For the first $m$ samples, we do not care the chosen arms and the reward feedback $(a_j, r_j)_{j=1}^m$, and use only the context information to learn the context distribution.

While in the next $n$ samples, the learner choose $a_j$ according to some certain policy, and compute $\hat{\theta} =(\lambda \mathbf{I}+\sum_{j=m+1}^{m+n}x_{a_j,j}x_{a_j,j}^{\top} )^{-1}\sum_{j=m+1}^{m+n}x_{a_j,j} r_j$.

In the case $m$ is larger than $n$, the width of the confidence region is dominated by the uncertainty in the $n$ samples. That is, even if assuming the full knowledge of the context distribution, the confidence region still has width $\Omega(\sqrt{d/n})$.

In the case $n$ is larger than $m$, the learner can not find the desired exploration policy (consider the case $m=1$ so that the learner can only play the local optimal-design policy), and the confidence width is limited by $\Omega(d/m)$.

We remark that, one can still get a $m$-free bound of $\tilde{O}(\sqrt{d^2/n})$ by the local optimal-design policy.
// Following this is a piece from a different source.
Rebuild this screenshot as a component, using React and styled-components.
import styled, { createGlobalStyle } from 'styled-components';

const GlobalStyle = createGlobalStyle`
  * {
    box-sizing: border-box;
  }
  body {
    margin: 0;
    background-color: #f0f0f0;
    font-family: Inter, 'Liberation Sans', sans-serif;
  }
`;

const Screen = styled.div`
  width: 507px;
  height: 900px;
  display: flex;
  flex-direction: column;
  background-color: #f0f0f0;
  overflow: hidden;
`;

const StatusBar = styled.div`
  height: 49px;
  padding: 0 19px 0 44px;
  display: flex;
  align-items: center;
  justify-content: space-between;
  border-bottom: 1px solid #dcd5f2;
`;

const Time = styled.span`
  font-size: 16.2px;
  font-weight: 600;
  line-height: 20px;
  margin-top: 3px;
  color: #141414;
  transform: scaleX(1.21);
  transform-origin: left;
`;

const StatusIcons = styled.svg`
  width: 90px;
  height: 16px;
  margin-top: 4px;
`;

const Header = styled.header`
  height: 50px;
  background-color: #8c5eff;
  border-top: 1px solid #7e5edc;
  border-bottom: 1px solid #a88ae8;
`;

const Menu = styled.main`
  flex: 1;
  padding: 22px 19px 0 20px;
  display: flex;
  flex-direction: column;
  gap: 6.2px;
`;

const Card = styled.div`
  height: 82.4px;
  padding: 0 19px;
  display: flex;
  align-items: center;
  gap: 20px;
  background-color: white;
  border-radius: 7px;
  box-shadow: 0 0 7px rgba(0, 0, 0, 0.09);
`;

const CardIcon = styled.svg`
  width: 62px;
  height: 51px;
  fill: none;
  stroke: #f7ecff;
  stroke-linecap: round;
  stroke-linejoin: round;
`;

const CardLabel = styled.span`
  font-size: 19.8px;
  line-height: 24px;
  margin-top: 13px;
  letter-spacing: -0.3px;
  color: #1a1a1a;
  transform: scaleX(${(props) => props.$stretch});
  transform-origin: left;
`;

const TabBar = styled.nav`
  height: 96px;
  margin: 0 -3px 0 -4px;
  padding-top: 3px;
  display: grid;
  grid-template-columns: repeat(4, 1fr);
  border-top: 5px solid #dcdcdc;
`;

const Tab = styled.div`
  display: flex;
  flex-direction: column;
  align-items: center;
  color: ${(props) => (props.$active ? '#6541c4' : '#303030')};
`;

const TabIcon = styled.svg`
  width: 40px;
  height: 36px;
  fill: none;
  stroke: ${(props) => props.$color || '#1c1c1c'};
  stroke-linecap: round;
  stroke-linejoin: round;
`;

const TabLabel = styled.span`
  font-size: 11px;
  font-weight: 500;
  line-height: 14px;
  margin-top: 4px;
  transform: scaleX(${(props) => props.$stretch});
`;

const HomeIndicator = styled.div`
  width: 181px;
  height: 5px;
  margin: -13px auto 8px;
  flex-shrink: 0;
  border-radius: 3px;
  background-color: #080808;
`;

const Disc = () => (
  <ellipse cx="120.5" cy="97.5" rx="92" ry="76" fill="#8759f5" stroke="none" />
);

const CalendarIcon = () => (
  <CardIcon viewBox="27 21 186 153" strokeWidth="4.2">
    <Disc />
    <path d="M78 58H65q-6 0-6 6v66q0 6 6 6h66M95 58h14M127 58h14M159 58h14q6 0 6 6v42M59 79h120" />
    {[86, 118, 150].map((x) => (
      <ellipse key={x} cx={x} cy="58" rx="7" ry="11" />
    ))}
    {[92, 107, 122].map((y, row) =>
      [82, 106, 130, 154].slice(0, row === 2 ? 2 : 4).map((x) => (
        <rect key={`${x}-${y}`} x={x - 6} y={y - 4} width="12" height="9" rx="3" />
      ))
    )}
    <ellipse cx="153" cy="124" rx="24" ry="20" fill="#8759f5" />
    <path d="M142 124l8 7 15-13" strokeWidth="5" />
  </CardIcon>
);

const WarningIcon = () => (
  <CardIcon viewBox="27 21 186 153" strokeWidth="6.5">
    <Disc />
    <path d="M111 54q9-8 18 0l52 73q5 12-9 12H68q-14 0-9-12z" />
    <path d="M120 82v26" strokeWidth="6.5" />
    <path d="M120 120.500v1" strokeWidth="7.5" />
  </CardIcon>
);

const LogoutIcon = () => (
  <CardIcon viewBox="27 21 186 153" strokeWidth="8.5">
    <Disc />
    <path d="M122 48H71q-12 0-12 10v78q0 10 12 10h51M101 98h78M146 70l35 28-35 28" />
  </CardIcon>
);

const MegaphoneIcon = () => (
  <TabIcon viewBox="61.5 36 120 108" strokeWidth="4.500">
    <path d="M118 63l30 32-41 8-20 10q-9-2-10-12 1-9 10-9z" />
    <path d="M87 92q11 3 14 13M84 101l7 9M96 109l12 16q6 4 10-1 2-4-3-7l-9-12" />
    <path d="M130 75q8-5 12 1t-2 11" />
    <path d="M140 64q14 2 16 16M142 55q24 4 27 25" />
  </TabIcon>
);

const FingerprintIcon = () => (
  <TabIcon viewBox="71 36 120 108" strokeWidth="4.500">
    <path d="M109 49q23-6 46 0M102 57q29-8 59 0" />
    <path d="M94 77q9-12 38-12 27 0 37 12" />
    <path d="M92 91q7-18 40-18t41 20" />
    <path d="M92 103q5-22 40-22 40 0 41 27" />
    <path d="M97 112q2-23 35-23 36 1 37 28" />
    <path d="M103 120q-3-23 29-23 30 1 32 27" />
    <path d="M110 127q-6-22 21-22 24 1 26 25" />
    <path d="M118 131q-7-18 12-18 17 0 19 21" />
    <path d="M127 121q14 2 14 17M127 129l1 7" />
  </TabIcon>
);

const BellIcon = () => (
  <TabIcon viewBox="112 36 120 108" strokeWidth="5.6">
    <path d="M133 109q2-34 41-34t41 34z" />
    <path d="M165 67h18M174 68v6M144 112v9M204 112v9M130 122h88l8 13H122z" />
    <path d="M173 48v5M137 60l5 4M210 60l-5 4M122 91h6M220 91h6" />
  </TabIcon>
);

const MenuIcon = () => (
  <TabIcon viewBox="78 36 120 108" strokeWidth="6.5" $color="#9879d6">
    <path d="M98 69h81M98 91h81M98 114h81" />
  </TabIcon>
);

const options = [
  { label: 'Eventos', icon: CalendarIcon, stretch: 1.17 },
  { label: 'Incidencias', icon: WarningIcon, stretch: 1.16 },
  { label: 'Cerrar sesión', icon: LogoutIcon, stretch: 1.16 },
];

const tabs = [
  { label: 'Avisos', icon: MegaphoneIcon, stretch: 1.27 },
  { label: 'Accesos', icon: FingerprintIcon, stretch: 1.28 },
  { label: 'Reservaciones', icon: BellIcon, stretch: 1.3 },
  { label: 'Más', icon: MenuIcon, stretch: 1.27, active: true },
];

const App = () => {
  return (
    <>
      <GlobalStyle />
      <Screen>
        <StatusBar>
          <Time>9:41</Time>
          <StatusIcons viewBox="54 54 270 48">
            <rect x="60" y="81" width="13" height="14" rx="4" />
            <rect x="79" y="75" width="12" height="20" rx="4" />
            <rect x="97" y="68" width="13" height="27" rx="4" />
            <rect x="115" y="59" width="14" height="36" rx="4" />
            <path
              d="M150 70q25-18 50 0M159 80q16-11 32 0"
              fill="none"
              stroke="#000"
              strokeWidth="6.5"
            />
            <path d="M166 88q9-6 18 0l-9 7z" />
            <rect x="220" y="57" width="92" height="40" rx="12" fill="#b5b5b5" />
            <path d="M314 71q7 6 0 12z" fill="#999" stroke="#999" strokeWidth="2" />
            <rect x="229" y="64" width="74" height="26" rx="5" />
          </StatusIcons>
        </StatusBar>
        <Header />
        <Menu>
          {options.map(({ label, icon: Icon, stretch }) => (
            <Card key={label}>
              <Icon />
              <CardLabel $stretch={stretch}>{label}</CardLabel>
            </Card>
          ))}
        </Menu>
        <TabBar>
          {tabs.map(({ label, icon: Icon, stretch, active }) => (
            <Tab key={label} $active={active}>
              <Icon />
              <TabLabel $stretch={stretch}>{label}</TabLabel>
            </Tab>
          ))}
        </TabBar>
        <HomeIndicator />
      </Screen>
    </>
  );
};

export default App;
So it is still open what is the real optimal possible width of the confidence region.

In our problem, $m,n$ are roughly the sizes of two consecutive batches. For example, $m = \Theta(T_3)$ and $n = \Theta(T_4)$. As a result, $n$ is generally much more larger than $m$, which implies an improvement over the result in [Zanette et.al., 2021].

About the restarting framework: Both algorithms take advantage of statistical independence from the restarting framework, which help simplify the analysis and remove the lower order terms.
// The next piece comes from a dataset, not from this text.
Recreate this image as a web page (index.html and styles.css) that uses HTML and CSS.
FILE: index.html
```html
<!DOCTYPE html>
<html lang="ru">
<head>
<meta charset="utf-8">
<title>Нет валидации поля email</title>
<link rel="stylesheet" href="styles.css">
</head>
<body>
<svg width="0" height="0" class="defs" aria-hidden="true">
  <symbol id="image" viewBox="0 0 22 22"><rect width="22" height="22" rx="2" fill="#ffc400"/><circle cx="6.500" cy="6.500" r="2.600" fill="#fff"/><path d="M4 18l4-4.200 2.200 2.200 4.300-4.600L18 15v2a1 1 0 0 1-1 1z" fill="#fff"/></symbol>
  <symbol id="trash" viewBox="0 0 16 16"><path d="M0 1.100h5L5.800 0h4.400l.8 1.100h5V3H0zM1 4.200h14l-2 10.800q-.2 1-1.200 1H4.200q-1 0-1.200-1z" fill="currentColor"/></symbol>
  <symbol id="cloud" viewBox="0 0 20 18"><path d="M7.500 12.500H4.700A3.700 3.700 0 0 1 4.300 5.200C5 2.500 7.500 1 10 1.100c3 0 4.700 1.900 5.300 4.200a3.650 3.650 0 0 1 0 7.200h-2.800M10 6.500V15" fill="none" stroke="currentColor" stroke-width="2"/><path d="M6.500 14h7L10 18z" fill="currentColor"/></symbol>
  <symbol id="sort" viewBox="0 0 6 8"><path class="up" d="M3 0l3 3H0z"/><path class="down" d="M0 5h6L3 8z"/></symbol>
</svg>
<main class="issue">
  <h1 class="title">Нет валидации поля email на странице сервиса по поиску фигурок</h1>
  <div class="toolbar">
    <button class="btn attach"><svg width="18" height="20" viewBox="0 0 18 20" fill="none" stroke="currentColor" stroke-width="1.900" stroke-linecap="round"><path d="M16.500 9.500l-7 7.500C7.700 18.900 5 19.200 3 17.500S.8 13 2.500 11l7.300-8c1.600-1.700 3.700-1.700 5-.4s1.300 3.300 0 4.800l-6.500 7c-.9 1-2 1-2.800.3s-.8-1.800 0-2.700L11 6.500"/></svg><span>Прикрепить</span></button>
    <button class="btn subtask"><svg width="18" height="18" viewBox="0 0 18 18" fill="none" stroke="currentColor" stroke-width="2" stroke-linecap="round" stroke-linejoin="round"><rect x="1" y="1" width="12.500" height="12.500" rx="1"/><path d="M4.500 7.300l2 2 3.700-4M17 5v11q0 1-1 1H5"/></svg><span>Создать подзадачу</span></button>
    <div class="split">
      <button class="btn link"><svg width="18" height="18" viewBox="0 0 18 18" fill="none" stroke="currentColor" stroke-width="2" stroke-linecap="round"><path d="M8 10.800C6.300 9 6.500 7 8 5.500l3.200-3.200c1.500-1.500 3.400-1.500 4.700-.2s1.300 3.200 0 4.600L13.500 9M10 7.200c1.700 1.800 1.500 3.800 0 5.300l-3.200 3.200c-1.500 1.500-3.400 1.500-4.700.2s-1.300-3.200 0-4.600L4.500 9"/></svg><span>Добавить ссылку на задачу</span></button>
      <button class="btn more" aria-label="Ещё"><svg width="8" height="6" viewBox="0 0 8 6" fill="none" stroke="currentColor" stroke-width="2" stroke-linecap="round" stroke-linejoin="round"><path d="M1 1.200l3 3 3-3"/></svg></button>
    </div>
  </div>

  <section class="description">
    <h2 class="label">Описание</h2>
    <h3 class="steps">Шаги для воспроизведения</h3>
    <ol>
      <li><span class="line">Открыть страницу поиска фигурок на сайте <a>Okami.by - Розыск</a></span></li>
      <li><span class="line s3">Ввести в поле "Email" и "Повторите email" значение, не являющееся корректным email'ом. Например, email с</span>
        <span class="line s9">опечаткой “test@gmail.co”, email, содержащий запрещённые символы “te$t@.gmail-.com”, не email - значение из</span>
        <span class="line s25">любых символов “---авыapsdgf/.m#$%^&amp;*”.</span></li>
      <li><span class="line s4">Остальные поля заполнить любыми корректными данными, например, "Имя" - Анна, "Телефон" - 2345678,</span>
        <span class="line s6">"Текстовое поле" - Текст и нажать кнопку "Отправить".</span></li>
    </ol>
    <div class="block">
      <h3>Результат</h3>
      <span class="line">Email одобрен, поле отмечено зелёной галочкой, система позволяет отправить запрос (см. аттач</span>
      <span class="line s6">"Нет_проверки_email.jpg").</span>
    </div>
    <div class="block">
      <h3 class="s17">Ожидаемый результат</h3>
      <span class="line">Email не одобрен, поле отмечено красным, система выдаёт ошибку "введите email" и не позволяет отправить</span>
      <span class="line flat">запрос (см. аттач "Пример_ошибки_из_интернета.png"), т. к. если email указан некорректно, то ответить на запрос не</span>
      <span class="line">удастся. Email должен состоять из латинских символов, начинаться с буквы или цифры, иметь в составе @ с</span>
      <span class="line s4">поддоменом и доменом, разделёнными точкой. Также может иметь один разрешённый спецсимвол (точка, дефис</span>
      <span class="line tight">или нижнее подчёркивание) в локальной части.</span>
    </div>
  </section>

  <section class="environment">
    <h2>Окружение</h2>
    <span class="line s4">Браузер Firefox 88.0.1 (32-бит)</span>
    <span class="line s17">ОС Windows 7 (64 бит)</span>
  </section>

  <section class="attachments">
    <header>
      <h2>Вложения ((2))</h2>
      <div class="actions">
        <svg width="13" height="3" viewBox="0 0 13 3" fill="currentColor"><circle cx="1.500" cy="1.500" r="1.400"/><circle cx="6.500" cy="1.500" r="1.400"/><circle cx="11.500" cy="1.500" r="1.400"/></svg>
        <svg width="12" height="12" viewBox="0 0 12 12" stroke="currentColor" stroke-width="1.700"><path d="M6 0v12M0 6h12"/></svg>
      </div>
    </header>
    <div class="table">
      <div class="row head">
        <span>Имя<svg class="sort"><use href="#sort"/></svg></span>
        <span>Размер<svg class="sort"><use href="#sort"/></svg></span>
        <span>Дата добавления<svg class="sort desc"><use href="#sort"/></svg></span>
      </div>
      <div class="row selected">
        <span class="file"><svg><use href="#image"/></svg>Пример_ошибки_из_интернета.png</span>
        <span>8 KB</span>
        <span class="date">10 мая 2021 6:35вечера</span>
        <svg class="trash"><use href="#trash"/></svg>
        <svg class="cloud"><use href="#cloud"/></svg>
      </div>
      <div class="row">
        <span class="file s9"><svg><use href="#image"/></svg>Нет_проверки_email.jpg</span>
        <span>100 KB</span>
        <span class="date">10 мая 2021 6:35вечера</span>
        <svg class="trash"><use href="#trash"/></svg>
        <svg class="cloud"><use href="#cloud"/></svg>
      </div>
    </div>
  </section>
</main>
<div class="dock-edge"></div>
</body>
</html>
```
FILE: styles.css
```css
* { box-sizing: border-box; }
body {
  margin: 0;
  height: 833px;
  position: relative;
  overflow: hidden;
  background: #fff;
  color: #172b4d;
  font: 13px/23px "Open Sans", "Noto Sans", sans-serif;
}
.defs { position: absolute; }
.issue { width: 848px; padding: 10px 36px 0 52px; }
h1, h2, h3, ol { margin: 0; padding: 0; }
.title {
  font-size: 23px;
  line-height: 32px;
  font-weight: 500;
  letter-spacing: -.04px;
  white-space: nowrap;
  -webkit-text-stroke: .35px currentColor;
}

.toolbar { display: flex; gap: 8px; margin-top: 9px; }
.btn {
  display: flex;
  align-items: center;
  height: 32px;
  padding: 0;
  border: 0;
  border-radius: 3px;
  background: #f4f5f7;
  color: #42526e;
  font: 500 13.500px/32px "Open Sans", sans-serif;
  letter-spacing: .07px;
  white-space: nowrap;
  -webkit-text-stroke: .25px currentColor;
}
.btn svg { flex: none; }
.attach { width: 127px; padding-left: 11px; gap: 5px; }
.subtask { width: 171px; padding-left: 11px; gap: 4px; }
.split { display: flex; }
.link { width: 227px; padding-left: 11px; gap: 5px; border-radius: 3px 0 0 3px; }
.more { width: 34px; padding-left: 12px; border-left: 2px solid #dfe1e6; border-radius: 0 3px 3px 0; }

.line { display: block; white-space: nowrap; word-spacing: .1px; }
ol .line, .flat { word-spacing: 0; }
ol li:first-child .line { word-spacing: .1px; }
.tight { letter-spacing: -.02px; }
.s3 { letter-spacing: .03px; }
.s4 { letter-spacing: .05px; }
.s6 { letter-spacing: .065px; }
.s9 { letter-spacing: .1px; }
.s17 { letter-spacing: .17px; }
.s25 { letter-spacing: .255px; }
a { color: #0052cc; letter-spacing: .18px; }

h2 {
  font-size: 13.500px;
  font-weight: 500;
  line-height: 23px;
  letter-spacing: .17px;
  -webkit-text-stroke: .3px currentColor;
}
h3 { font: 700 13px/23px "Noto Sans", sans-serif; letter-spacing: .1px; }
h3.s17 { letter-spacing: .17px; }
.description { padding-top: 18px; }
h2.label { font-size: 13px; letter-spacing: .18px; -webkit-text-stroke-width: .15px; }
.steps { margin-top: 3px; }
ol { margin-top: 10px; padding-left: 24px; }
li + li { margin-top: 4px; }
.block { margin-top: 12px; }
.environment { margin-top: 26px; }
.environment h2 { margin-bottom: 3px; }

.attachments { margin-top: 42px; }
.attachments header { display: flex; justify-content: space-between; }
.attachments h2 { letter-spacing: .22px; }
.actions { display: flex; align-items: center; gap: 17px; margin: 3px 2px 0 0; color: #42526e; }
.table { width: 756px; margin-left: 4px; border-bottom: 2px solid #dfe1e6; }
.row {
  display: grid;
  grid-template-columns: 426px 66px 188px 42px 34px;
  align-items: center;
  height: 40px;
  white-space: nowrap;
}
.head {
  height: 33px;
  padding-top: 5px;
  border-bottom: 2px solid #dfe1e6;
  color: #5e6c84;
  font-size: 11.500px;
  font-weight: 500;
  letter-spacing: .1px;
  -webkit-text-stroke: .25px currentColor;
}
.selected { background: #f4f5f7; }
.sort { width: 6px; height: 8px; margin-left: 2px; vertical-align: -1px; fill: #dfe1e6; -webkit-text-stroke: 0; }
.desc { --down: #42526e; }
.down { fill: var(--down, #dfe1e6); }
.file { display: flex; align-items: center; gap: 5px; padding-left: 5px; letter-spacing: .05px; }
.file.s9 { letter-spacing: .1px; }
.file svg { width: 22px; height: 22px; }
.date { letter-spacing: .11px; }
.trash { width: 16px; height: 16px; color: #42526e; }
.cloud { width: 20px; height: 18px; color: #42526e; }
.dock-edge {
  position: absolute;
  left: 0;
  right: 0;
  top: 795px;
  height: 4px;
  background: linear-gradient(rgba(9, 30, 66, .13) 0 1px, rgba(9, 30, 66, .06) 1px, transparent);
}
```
We first thank the reviewer for constructive suggestions. We reply to the questions as below.

About time cost: The algorithm is based on arm elimination so the time cost depends on the number of arms $K$ polynomially. The exact time cost is $O(TK^2d^2)$, which is dominated by arm elimination in each round.

About motivation for stochastic contexts: The problem is motivated by stable environments with expensive policy deployment and communication cost, e.g., large-scale online advertisement and recommendation systems. In these cases, the distribution of user behavior changes slowly in a certain period, which allows assumption on stochastic contexts.